Growing up as bilingual


Junior Pahal Mehra with her family ready for a Diwali party. Courtesy of Diksha Mehra.

Quincy Lezondra, Staff Reporter

“Adios! Que tenga un buen dia!” North senior student Angelina Vera says to her mother every day before going to school. Once she leaves the comfort of her home, she enters a new environment surrounded by a different language. 

North may seem like a population of English speakers, but behind the scenes, it is truly diverse in language. From English to Telugu, a language spoken in Southern India, North students have many ways to communicate at home.

“Lithuanian was my first language, and I learned English when I started school in kindergarten,” junior Greta Sakutis said. 

 Having the ability to communicate in their first language gives students the opportunity to connect with distant families, their culture and other students who happen to share the same language.

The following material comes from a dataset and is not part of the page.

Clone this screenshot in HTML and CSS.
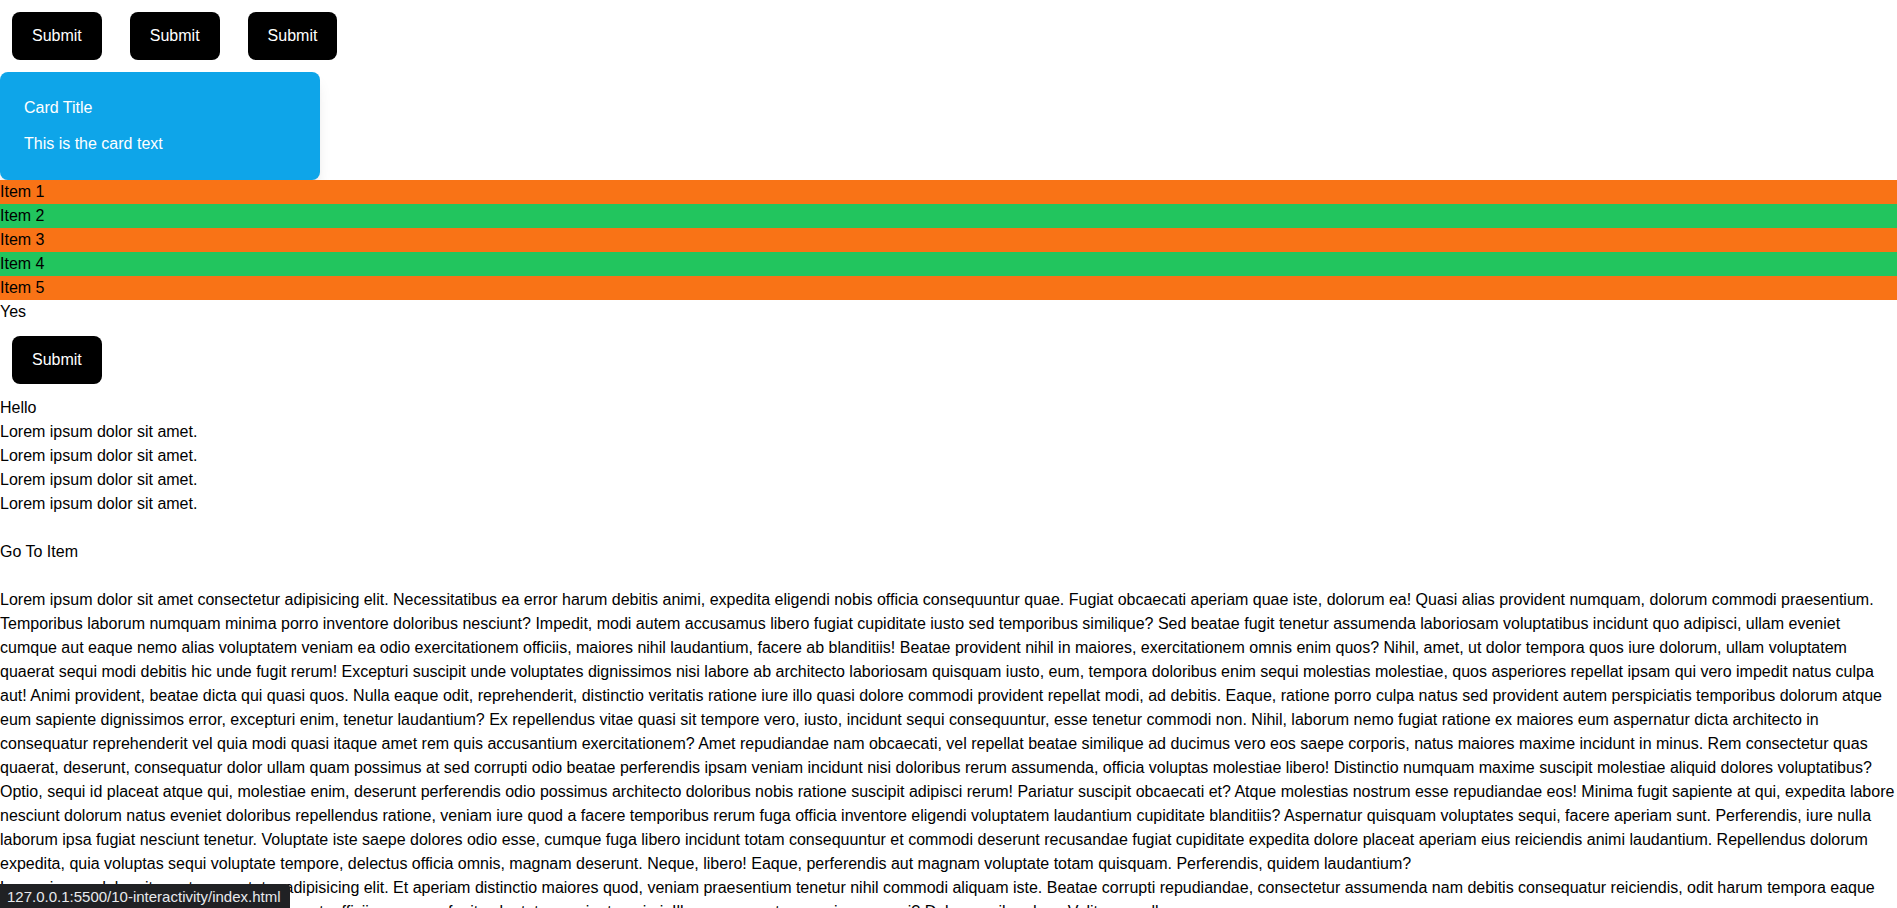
FILE: index.html
```html
<!DOCTYPE html>
<html lang="en">
<head>
<meta charset="utf-8">
<title>Interactivity</title>
<link rel="stylesheet" href="styles.css">
</head>
<body>
<div class="btn-row">
  <button class="btn">Submit</button>
  <button class="btn">Submit</button>
  <button class="btn">Submit</button>
</div>
<div class="card">
  <div class="card-title">Card Title</div>
  <div class="card-text">This is the card text</div>
</div>
<ul class="items">
  <li class="item odd">Item 1</li>
  <li class="item even">Item 2</li>
  <li class="item odd">Item 3</li>
  <li class="item even">Item 4</li>
  <li class="item odd">Item 5</li>
</ul>
<div class="line">Yes</div>
<div class="btn-row">
  <button class="btn">Submit</button>
</div>
<div class="line">Hello</div>
<div class="line">Lorem ipsum dolor sit amet.</div>
<div class="line">Lorem ipsum dolor sit amet.</div>
<div class="line">Lorem ipsum dolor sit amet.</div>
<div class="line">Lorem ipsum dolor sit amet.</div>
<div class="goto"><a class="goto-link">Go To Item</a></div>
<div class="text">
<p>Lorem ipsum dolor sit amet consectetur adipisicing elit. Necessitatibus ea error harum debitis animi, expedita eligendi nobis officia consequuntur quae. Fugiat obcaecati aperiam quae iste, dolorum ea! Quasi alias provident numquam, dolorum commodi praesentium. Temporibus laborum numquam minima porro inventore doloribus nesciunt? Impedit, modi autem accusamus libero fugiat cupiditate iusto sed temporibus similique? Sed beatae fugit tenetur assumenda laboriosam voluptatibus incidunt quo adipisci, ullam eveniet cumque aut eaque nemo alias voluptatem veniam ea odio exercitationem officiis, maiores nihil laudantium, facere ab blanditiis! Beatae provident nihil in maiores, exercitationem omnis enim quos? Nihil, amet, ut dolor tempora quos iure dolorum, ullam voluptatem quaerat sequi modi debitis hic unde fugit rerum! Excepturi suscipit unde voluptates dignissimos nisi labore ab architecto laboriosam quisquam iusto, eum, tempora doloribus enim sequi molestias molestiae, quos asperiores repellat ipsam qui vero impedit natus culpa aut! Animi provident, beatae dicta qui quasi quos. Nulla eaque odit, reprehenderit, distinctio veritatis ratione iure illo quasi dolore commodi provident repellat modi, ad debitis. Eaque, ratione porro culpa natus sed provident autem perspiciatis temporibus dolorum atque eum sapiente dignissimos error, excepturi enim, tenetur laudantium? Ex repellendus vitae quasi sit tempore vero, iusto, incidunt sequi consequuntur, esse tenetur commodi non. Nihil, laborum nemo fugiat ratione ex maiores eum aspernatur dicta architecto in consequatur reprehenderit vel quia modi quasi itaque amet rem quis accusantium exercitationem? Amet repudiandae nam obcaecati, vel repellat beatae similique ad ducimus vero eos saepe corporis, natus maiores maxime incidunt in minus. Rem consectetur quas quaerat, deserunt, consequatur dolor ullam quam possimus at sed corrupti odio beatae perferendis ipsam veniam incidunt nisi doloribus rerum assumenda, officia voluptas molestiae libero! Distinctio numquam maxime suscipit molestiae aliquid dolores voluptatibus? Optio, sequi id placeat atque qui, molestiae enim, deserunt perferendis odio possimus architecto doloribus nobis ratione suscipit adipisci rerum! Pariatur suscipit obcaecati et? Atque molestias nostrum esse repudiandae eos! Minima fugit sapiente at qui, expedita labore nesciunt dolorum natus eveniet doloribus repellendus ratione, veniam iure quod a facere temporibus rerum fuga officia inventore eligendi voluptatem laudantium cupiditate blanditiis? Aspernatur quisquam voluptates sequi, facere aperiam sunt. Perferendis, iure nulla laborum ipsa fugiat nesciunt tenetur. Voluptate iste saepe dolores odio esse, cumque fuga libero incidunt totam consequuntur et commodi deserunt recusandae fugiat cupiditate expedita dolore placeat aperiam eius reiciendis animi laudantium. Repellendus dolorum expedita, quia voluptas sequi voluptate tempore, delectus officia omnis, magnam deserunt. Neque, libero! Eaque, perferendis aut magnam voluptate totam quisquam. Perferendis, quidem laudantium?</p>
<p>Lorem ipsum dolor sit amet consectetur adipisicing elit. Et aperiam distinctio maiores quod, veniam praesentium tenetur nihil commodi aliquam iste. Beatae corrupti repudiandae, consectetur assumenda nam debitis consequatur reiciendis, odit harum tempora eaque quasi nobis soluta ipsam deleniti numquam et, officiis magnam fugit voluptates sapiente animi. Illum quas nostrum maiores sequi? Dolore, quibusdam. Velit, nam ullam.</p>
</div>
<div class="status">127.0.0.1:5500/10-interactivity/index.html</div>
</body>
</html>
```
FILE: styles.css
```css
html {
  scrollbar-width: none;
}
html::-webkit-scrollbar {
  display: none;
}
body {
  margin: 0;
  font-family: "Liberation Sans", Arial, sans-serif;
  font-size: 16px;
  line-height: 24px;
  color: #000;
  background: #fff;
}
.btn-row {
  display: flex;
  gap: 4px;
}
.btn {
  margin: 12px;
  padding: 12px 20px;
  border: 0;
  border-radius: 8px;
  background: #000;
  color: #fff;
  font-family: inherit;
  font-size: 16px;
  line-height: 24px;
  cursor: pointer;
}
.card {
  width: 320px;
  box-sizing: border-box;
  padding: 24px;
  display: flex;
  flex-direction: column;
  gap: 12px;
  background: #0ea5e9;
  color: #fff;
  border-radius: 8px;
  box-shadow: 0 10px 15px -3px rgba(0,0,0,0.1), 0 4px 6px -4px rgba(0,0,0,0.1);
}
.items {
  list-style: none;
  margin: 0;
  padding: 0;
}
.item {
  height: 24px;
}
.odd {
  background: #f97316;
}
.even {
  background: #22c55e;
}
.goto {
  margin: 24px 0;
}
.goto-link {
  color: inherit;
  text-decoration: none;
}
.text p {
  margin: 0;
}
.status {
  position: fixed;
  left: 0;
  bottom: 0;
  height: 24px;
  padding: 0 9px 0 7px;
  background: #202124;
  color: #e8eaed;
  font-size: 15px;
  line-height: 26px;
  border-top-right-radius: 4px;
}
```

“I feel as though being bilingual helps kids connect back to their roots and family,” junior Mahitha Pamulapati said.  “It’s a way to bond even though it may not seem like it.”

Students can take advantage of their ability to speak in a different language other than English and use it in their everyday life.

Studies have shown that “bilingual students usually have stronger working memories and attention spans.” This is beneficial for students academically and behaviorally in a classroom environment.

With this advantage they can also help others around them in non-academic settings. In public, they can help people communicate when there might be a language barrier. 

“I was at work, and I was speaking to a lady in Spanish because she needed help and just came to America,” Vera said.

 Growing up learning a completely new language can be a struggle for students. Vera felt it was necessary to  learn to lose her accent.

“I got made fun of, so I tried my best to speak with an American accent,” Vera said. “But, I get it because they just wanted other people to better understand me when speaking English.”

Overall, having the ability to understand and communicate in more than one language has its benefits for students.

“Growing up in a bilingual household has allowed me to see the genuine differences between language and culture,” Deb said.